WHAT TO WORK ON:
From the listing below, tally the lines that include "this". Return only the total.

** start ROWS **

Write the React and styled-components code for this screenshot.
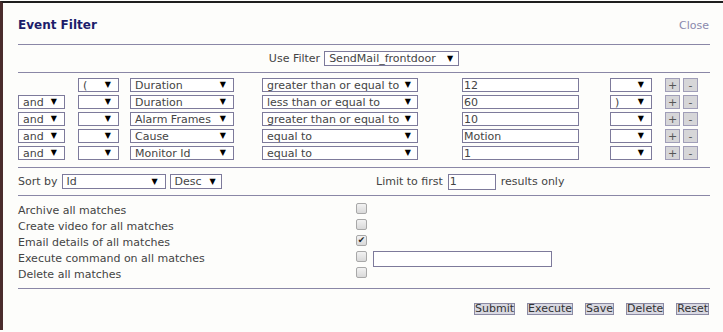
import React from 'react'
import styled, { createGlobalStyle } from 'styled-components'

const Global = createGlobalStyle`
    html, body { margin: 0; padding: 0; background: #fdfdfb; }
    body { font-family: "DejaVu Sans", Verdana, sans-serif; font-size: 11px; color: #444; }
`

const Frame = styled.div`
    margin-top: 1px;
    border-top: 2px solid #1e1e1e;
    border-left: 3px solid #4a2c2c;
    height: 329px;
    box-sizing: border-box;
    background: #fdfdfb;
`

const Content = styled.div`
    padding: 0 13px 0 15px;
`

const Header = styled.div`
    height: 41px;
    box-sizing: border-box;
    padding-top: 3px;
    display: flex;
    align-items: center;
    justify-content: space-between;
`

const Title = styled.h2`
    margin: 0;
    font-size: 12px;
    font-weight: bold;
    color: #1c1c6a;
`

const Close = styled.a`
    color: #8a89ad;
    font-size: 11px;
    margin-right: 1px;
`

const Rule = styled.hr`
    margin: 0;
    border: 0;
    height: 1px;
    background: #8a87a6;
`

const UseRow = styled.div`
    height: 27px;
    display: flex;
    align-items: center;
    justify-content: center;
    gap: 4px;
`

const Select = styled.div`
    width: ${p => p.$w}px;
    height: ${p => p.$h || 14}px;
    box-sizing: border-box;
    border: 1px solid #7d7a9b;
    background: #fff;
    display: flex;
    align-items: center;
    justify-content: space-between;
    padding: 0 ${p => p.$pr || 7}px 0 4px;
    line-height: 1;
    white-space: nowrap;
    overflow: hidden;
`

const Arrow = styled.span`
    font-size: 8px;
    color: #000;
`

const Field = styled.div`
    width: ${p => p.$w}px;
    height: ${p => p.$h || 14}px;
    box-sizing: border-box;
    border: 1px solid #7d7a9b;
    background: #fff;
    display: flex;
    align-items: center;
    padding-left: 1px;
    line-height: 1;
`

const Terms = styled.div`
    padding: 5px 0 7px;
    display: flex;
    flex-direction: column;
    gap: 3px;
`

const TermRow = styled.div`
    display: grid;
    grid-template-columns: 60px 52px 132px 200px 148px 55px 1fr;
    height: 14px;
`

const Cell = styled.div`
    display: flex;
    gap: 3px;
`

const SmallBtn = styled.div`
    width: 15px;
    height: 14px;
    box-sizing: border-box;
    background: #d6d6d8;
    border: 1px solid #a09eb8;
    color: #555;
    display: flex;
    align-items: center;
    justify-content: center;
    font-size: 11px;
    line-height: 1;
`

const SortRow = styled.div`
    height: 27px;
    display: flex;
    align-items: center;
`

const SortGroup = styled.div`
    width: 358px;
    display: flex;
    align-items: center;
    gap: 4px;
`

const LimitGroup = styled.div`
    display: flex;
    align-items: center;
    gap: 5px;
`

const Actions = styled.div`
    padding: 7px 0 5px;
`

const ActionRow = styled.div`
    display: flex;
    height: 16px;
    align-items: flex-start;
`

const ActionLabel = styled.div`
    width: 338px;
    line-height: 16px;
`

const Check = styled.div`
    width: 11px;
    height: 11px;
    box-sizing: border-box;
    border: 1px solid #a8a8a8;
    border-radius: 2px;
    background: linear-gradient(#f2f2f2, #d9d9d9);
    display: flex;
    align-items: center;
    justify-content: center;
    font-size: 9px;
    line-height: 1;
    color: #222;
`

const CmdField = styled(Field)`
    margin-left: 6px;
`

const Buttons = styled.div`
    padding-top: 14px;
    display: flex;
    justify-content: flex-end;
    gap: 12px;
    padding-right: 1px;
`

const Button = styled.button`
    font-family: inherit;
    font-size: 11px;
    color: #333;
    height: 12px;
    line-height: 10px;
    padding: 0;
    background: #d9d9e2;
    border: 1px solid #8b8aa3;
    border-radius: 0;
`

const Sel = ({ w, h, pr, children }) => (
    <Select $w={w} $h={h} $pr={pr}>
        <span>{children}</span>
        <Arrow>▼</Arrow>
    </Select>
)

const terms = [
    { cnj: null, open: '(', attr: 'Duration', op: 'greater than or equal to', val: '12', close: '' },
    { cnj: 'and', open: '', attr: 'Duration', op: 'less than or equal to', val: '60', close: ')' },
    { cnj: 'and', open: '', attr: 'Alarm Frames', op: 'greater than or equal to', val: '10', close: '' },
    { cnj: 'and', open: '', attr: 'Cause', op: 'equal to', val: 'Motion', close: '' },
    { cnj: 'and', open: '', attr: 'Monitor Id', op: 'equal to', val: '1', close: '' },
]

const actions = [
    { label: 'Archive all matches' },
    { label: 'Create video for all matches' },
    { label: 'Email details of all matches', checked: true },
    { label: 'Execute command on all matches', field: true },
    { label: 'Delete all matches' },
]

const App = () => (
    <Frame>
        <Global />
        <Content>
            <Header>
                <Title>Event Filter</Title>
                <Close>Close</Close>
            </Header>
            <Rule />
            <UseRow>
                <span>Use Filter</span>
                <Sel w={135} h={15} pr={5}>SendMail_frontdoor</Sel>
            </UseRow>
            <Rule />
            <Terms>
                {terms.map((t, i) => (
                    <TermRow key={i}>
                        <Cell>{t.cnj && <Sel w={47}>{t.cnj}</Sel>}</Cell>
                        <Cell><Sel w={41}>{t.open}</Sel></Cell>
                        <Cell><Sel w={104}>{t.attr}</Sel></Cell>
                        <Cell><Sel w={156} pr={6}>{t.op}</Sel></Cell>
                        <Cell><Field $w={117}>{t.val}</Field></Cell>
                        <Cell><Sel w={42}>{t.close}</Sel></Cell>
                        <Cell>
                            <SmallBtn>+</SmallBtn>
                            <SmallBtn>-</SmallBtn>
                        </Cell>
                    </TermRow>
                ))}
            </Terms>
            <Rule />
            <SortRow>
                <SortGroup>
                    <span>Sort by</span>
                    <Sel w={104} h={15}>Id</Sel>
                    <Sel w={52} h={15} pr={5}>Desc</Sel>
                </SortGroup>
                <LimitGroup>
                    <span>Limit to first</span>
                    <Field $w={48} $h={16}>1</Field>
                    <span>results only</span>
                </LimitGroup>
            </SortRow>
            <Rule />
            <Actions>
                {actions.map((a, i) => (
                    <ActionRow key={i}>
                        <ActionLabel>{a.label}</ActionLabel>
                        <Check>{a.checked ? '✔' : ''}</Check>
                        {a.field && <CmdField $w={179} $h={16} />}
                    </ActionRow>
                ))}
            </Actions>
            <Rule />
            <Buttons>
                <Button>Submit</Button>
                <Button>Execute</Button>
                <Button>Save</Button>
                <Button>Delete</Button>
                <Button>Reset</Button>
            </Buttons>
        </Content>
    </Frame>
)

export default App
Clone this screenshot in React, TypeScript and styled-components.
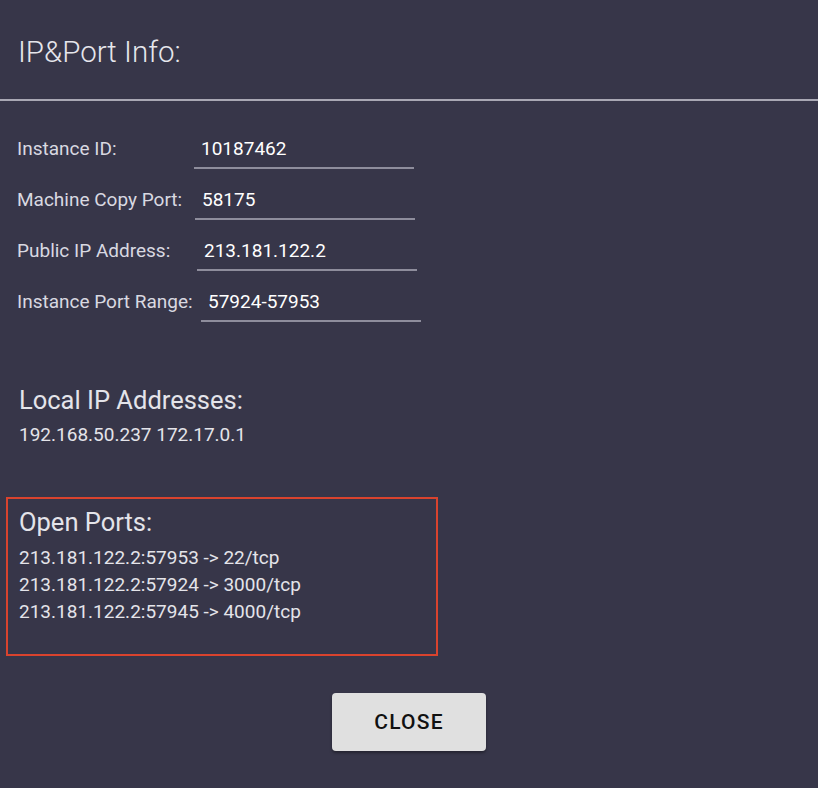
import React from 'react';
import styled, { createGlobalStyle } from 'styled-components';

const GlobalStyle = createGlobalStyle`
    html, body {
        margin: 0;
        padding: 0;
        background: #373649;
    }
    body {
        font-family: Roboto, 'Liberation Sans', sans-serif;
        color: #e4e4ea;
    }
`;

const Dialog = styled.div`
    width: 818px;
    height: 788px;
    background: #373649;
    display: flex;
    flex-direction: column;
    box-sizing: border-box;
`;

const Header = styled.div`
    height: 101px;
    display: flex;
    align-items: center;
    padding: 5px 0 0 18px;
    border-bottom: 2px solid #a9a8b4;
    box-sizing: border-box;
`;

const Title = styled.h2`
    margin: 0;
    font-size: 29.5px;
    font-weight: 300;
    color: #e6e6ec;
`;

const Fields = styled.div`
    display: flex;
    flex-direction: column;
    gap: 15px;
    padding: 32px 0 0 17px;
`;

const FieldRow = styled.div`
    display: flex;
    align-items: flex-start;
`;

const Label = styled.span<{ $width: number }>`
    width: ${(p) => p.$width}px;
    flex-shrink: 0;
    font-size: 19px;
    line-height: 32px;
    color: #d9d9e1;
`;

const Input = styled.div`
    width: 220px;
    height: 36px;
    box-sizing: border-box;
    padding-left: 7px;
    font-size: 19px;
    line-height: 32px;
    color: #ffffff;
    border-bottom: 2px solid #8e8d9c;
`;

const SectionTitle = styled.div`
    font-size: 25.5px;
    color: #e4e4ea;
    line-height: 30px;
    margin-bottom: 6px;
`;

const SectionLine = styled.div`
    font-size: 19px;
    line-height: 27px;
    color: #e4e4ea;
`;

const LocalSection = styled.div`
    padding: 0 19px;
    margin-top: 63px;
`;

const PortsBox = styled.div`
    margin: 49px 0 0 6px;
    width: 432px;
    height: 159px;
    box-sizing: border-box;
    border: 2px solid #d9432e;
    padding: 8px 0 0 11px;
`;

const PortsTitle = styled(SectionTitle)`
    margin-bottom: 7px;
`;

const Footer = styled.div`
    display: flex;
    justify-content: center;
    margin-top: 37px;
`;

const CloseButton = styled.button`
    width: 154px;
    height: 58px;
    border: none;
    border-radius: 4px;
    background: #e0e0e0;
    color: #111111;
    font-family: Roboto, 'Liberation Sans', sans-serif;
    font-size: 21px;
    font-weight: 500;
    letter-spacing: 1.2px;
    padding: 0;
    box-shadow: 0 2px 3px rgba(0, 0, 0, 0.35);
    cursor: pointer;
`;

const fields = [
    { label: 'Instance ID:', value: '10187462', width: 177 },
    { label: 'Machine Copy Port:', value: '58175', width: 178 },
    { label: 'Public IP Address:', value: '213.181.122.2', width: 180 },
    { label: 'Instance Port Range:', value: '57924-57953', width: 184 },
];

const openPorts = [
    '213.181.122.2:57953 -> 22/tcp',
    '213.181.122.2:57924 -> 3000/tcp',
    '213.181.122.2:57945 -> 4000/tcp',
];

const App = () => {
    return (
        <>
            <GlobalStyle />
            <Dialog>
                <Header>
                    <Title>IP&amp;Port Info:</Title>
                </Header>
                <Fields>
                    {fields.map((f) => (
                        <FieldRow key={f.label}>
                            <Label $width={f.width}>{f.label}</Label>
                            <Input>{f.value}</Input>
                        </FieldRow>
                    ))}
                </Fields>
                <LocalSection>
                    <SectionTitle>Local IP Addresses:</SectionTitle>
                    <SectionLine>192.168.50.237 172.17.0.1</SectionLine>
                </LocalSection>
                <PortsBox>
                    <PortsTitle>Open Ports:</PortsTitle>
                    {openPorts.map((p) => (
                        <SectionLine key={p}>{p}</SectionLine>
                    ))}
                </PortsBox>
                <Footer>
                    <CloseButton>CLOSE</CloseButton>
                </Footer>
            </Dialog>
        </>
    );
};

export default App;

** end ROWS **
** start ROWS **

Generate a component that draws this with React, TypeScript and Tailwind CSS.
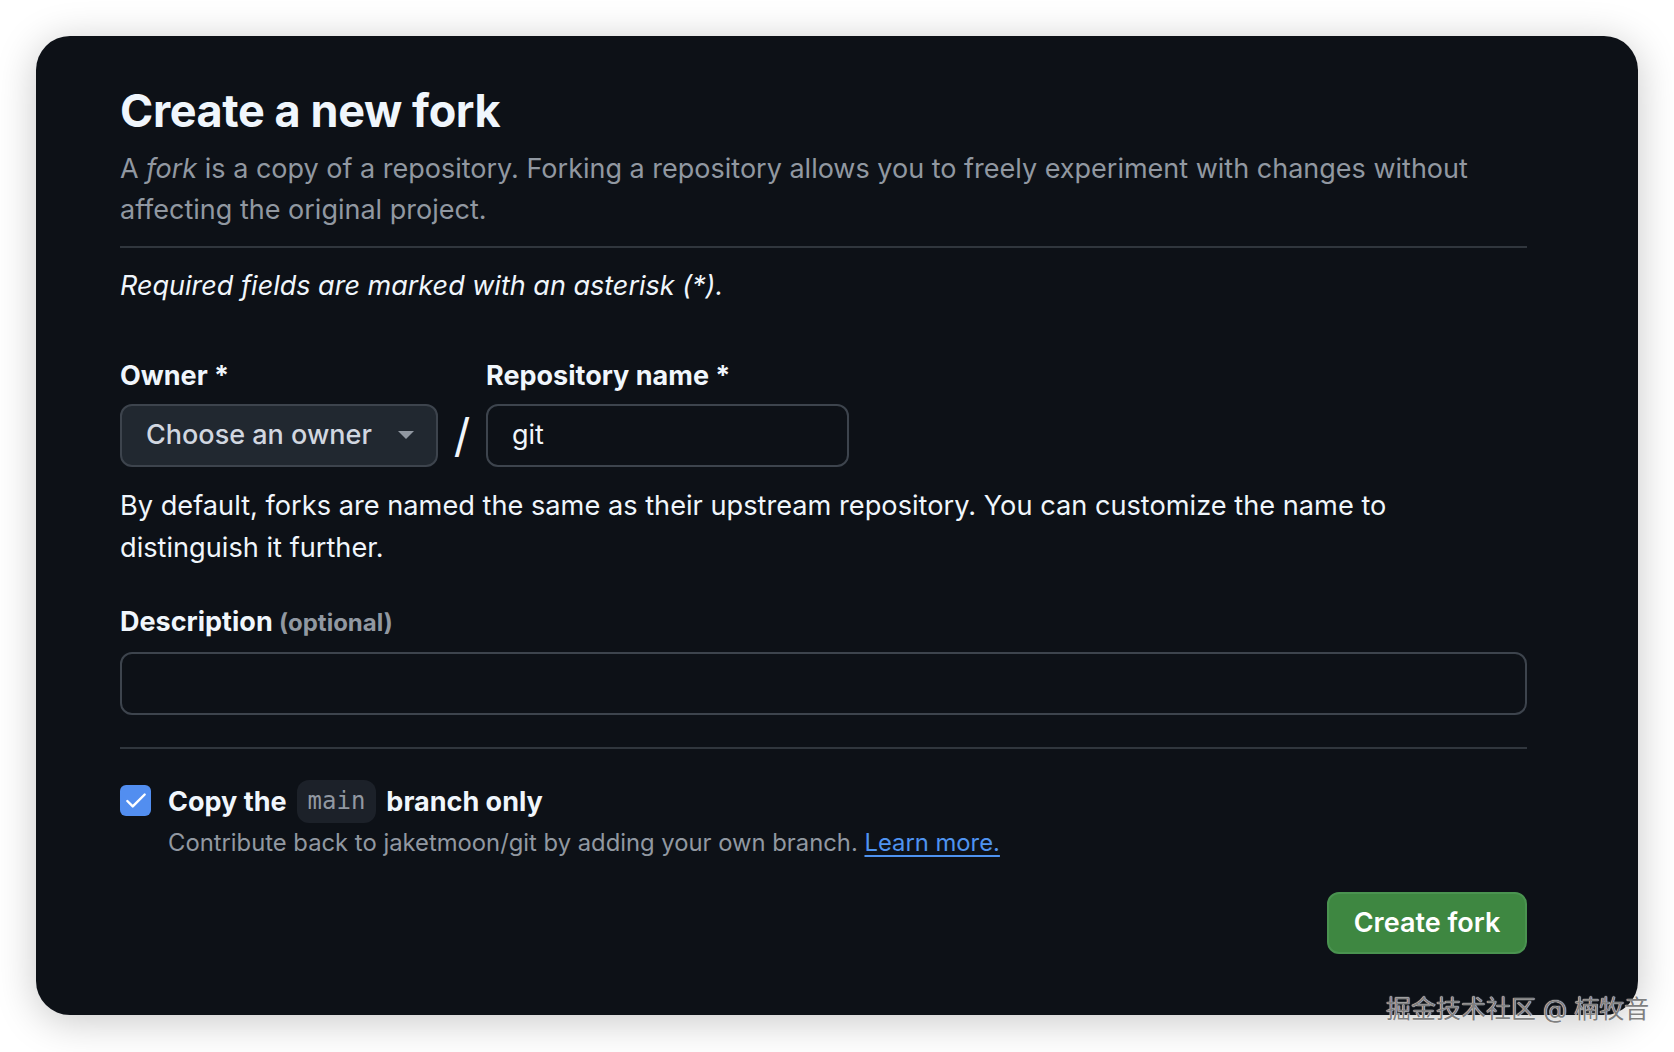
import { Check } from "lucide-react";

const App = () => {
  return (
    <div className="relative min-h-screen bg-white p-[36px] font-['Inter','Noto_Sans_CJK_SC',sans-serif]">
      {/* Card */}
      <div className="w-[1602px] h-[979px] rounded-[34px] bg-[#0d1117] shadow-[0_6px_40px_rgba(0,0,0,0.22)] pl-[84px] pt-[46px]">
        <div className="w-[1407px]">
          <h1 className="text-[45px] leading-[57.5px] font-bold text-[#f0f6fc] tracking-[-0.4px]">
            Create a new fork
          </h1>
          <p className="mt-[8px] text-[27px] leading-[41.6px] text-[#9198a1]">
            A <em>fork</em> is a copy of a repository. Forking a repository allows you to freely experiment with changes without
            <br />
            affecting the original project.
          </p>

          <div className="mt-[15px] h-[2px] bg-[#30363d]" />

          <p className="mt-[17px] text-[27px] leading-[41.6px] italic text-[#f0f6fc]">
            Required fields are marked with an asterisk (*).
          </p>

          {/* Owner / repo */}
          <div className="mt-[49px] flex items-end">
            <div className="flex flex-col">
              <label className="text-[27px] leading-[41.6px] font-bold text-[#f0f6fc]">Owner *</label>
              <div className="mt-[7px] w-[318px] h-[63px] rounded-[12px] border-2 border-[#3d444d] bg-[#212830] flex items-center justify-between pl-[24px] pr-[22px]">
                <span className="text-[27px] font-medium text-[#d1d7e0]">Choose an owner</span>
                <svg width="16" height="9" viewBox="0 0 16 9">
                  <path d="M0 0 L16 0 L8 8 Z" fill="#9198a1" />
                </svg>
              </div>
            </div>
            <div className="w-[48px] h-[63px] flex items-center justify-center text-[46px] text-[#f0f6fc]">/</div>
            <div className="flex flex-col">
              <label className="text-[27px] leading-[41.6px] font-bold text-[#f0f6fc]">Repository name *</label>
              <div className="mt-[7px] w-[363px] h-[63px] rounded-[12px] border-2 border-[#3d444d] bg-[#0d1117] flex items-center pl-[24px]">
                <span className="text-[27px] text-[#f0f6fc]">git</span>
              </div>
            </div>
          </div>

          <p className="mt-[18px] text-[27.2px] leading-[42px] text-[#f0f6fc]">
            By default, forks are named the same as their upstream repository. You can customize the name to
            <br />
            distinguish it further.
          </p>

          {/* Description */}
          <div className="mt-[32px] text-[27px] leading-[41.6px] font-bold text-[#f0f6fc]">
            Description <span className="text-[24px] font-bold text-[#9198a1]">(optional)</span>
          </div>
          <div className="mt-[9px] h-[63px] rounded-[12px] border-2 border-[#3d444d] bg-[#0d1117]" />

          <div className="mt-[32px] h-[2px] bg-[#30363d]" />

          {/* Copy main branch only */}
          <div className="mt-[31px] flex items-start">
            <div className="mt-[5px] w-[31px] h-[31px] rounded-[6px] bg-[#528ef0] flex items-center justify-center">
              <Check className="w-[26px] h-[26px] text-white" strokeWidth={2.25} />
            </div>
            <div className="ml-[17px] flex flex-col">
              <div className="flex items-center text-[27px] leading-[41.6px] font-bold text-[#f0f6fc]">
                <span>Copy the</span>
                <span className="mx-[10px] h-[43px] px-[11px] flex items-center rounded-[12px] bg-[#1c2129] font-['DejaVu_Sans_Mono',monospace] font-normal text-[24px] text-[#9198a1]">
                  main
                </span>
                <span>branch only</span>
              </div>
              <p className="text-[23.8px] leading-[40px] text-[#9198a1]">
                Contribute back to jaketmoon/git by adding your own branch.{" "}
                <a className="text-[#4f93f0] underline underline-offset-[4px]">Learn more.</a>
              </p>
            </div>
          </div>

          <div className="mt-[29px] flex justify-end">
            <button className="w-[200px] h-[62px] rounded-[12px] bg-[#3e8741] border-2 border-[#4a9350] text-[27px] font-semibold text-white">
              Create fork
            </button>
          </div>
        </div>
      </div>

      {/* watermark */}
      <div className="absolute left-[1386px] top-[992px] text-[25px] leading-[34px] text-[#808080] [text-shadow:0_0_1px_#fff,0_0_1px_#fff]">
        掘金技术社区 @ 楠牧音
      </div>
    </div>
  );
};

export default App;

** end ROWS **

TASK OUTPUT:
3